Begin Dataset content

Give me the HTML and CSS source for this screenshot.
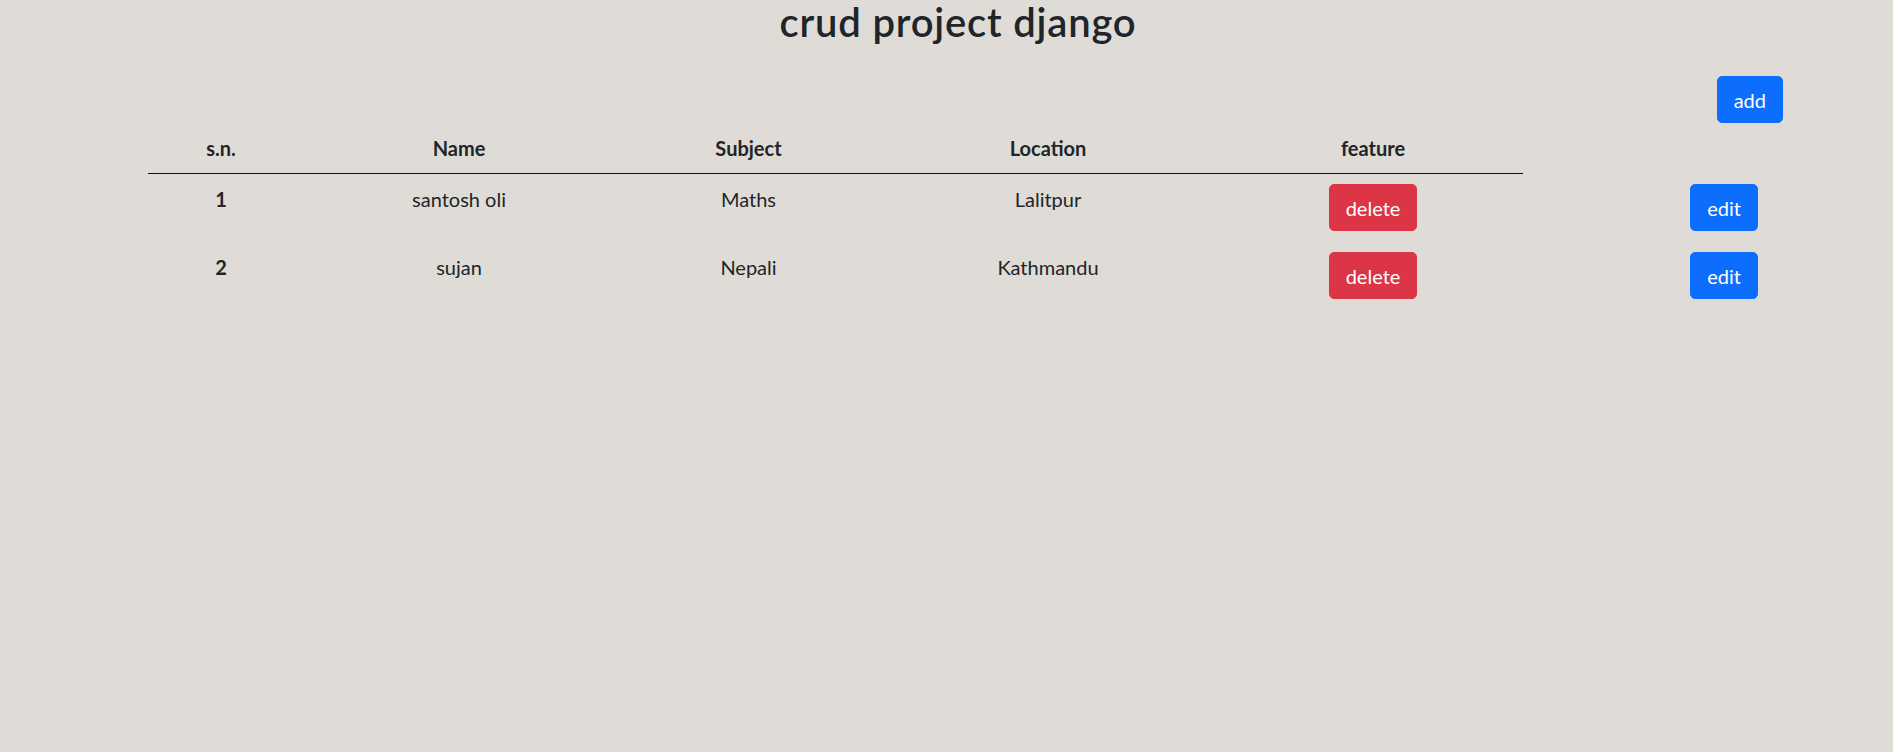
FILE: index.html
```html
<!DOCTYPE html>
<html lang="en">
<head>
<meta charset="utf-8">
<title>crud project django</title>
<link rel="stylesheet" href="styles.css">
</head>
<body>
<div class="container">
  <h2 class="title">crud project django</h2>
  <div class="toolbar">
    <a class="btn btn-primary" href="#">add</a>
  </div>
  <table class="table">
    <colgroup>
      <col class="w-sn">
      <col class="w-name">
      <col class="w-subject">
      <col class="w-location">
      <col class="w-feature">
      <col class="w-edit">
    </colgroup>
    <thead>
      <tr>
        <th>s.n.</th>
        <th>Name</th>
        <th>Subject</th>
        <th>Location</th>
        <th>feature</th>
      </tr>
    </thead>
    <tbody>
      <tr>
        <th class="row-head">1</th>
        <td>santosh oli</td>
        <td>Maths</td>
        <td>Lalitpur</td>
        <td><button class="btn btn-danger" type="button">delete</button></td>
        <td class="cell-end"><button class="btn btn-primary" type="button">edit</button></td>
      </tr>
      <tr>
        <th class="row-head">2</th>
        <td>sujan</td>
        <td>Nepali</td>
        <td>Kathmandu</td>
        <td><button class="btn btn-danger" type="button">delete</button></td>
        <td class="cell-end"><button class="btn btn-primary" type="button">edit</button></td>
      </tr>
    </tbody>
  </table>
</div>
</body>
</html>
```
FILE: styles.css
```css
html, body {
  margin: 0;
  padding: 0;
}

body {
  background: #dfdcd7;
  color: #212529;
  font-family: Lato, "Open Sans", "Noto Sans", sans-serif;
  font-size: 20px;
  line-height: 30px;
}

.container {
  width: 1650px;
  margin-left: 133px;
}

.title {
  margin: 0;
  font-size: 40px;
  font-weight: 600;
  line-height: 44px;
  letter-spacing: 0.8px;
  text-align: center;
  color: #212529;
}

.toolbar {
  margin-top: 32px;
  display: flex;
  justify-content: flex-end;
}

.btn {
  display: inline-block;
  font-family: inherit;
  font-size: 20px;
  line-height: 30px;
  padding: 7.5px 16px;
  border: 1px solid transparent;
  border-radius: 5px;
  color: #fff;
  text-decoration: none;
  cursor: pointer;
  vertical-align: top;
}

.btn-primary {
  background: #0d6efd;
  border-color: #0d6efd;
}

.btn-danger {
  background: #dc3545;
  border-color: #dc3545;
}

.table {
  width: 1620px;
  margin: 0 15px;
  table-layout: fixed;
  border-collapse: separate;
  border-spacing: 0;
}

.w-sn { width: 146px; }
.w-name { width: 330px; }
.w-subject { width: 249px; }
.w-location { width: 350px; }
.w-feature { width: 300px; }
.w-edit { width: 245px; }

.table th,
.table td {
  padding: 10px;
  text-align: center;
  vertical-align: top;
}

.table thead th {
  font-weight: 700;
  border-bottom: 1px solid #111;
}

.table tbody th,
.table tbody td {
  border-bottom: 1px solid #dee2e6;
}

.table .row-head {
  font-weight: 700;
}

.table td {
  font-weight: 400;
}

.table .cell-end {
  text-align: right;
}
```
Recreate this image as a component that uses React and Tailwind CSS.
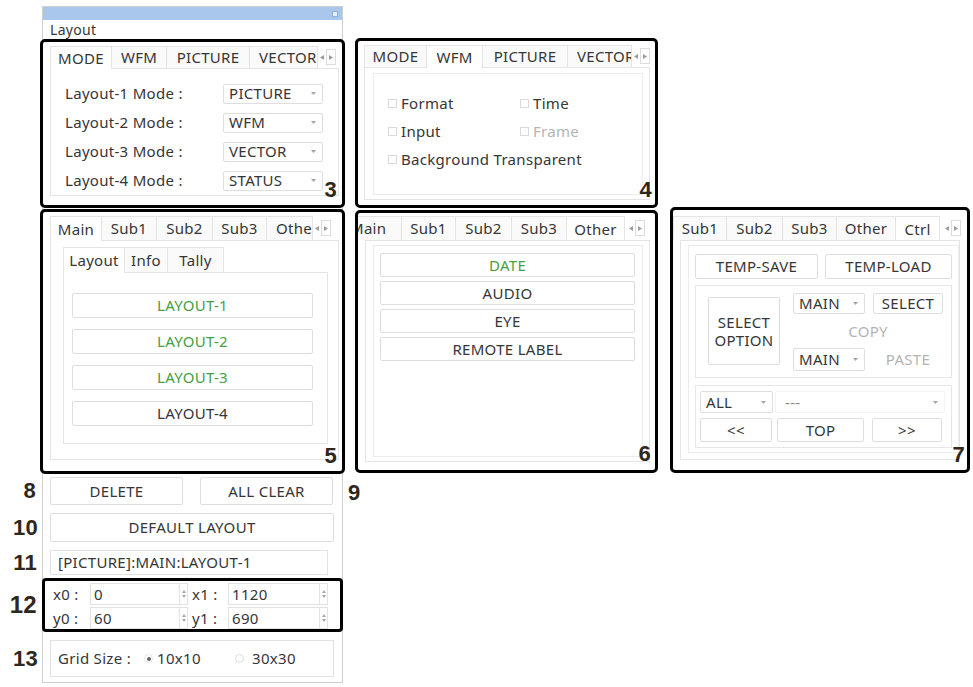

End Dataset content

Reproduce every line of the material precisely, omitting its pictures.

§ **Correct output**:
Give me the HTML and CSS source for this screenshot.
FILE: index.html
```html
<!DOCTYPE html>
<html lang="en">
<head>
<meta charset="utf-8">
<title>crud project django</title>
<link rel="stylesheet" href="styles.css">
</head>
<body>
<div class="container">
  <h2 class="title">crud project django</h2>
  <div class="toolbar">
    <a class="btn btn-primary" href="#">add</a>
  </div>
  <table class="table">
    <colgroup>
      <col class="w-sn">
      <col class="w-name">
      <col class="w-subject">
      <col class="w-location">
      <col class="w-feature">
      <col class="w-edit">
    </colgroup>
    <thead>
      <tr>
        <th>s.n.</th>
        <th>Name</th>
        <th>Subject</th>
        <th>Location</th>
        <th>feature</th>
      </tr>
    </thead>
    <tbody>
      <tr>
        <th class="row-head">1</th>
        <td>santosh oli</td>
        <td>Maths</td>
        <td>Lalitpur</td>
        <td><button class="btn btn-danger" type="button">delete</button></td>
        <td class="cell-end"><button class="btn btn-primary" type="button">edit</button></td>
      </tr>
      <tr>
        <th class="row-head">2</th>
        <td>sujan</td>
        <td>Nepali</td>
        <td>Kathmandu</td>
        <td><button class="btn btn-danger" type="button">delete</button></td>
        <td class="cell-end"><button class="btn btn-primary" type="button">edit</button></td>
      </tr>
    </tbody>
  </table>
</div>
</body>
</html>
```
FILE: styles.css
```css
html, body {
  margin: 0;
  padding: 0;
}

body {
  background: #dfdcd7;
  color: #212529;
  font-family: Lato, "Open Sans", "Noto Sans", sans-serif;
  font-size: 20px;
  line-height: 30px;
}

.container {
  width: 1650px;
  margin-left: 133px;
}

.title {
  margin: 0;
  font-size: 40px;
  font-weight: 600;
  line-height: 44px;
  letter-spacing: 0.8px;
  text-align: center;
  color: #212529;
}

.toolbar {
  margin-top: 32px;
  display: flex;
  justify-content: flex-end;
}

.btn {
  display: inline-block;
  font-family: inherit;
  font-size: 20px;
  line-height: 30px;
  padding: 7.5px 16px;
  border: 1px solid transparent;
  border-radius: 5px;
  color: #fff;
  text-decoration: none;
  cursor: pointer;
  vertical-align: top;
}

.btn-primary {
  background: #0d6efd;
  border-color: #0d6efd;
}

.btn-danger {
  background: #dc3545;
  border-color: #dc3545;
}

.table {
  width: 1620px;
  margin: 0 15px;
  table-layout: fixed;
  border-collapse: separate;
  border-spacing: 0;
}

.w-sn { width: 146px; }
.w-name { width: 330px; }
.w-subject { width: 249px; }
.w-location { width: 350px; }
.w-feature { width: 300px; }
.w-edit { width: 245px; }

.table th,
.table td {
  padding: 10px;
  text-align: center;
  vertical-align: top;
}

.table thead th {
  font-weight: 700;
  border-bottom: 1px solid #111;
}

.table tbody th,
.table tbody td {
  border-bottom: 1px solid #dee2e6;
}

.table .row-head {
  font-weight: 700;
}

.table td {
  font-weight: 400;
}

.table .cell-end {
  text-align: right;
}
```
Recreate this image as a component that uses React and Tailwind CSS.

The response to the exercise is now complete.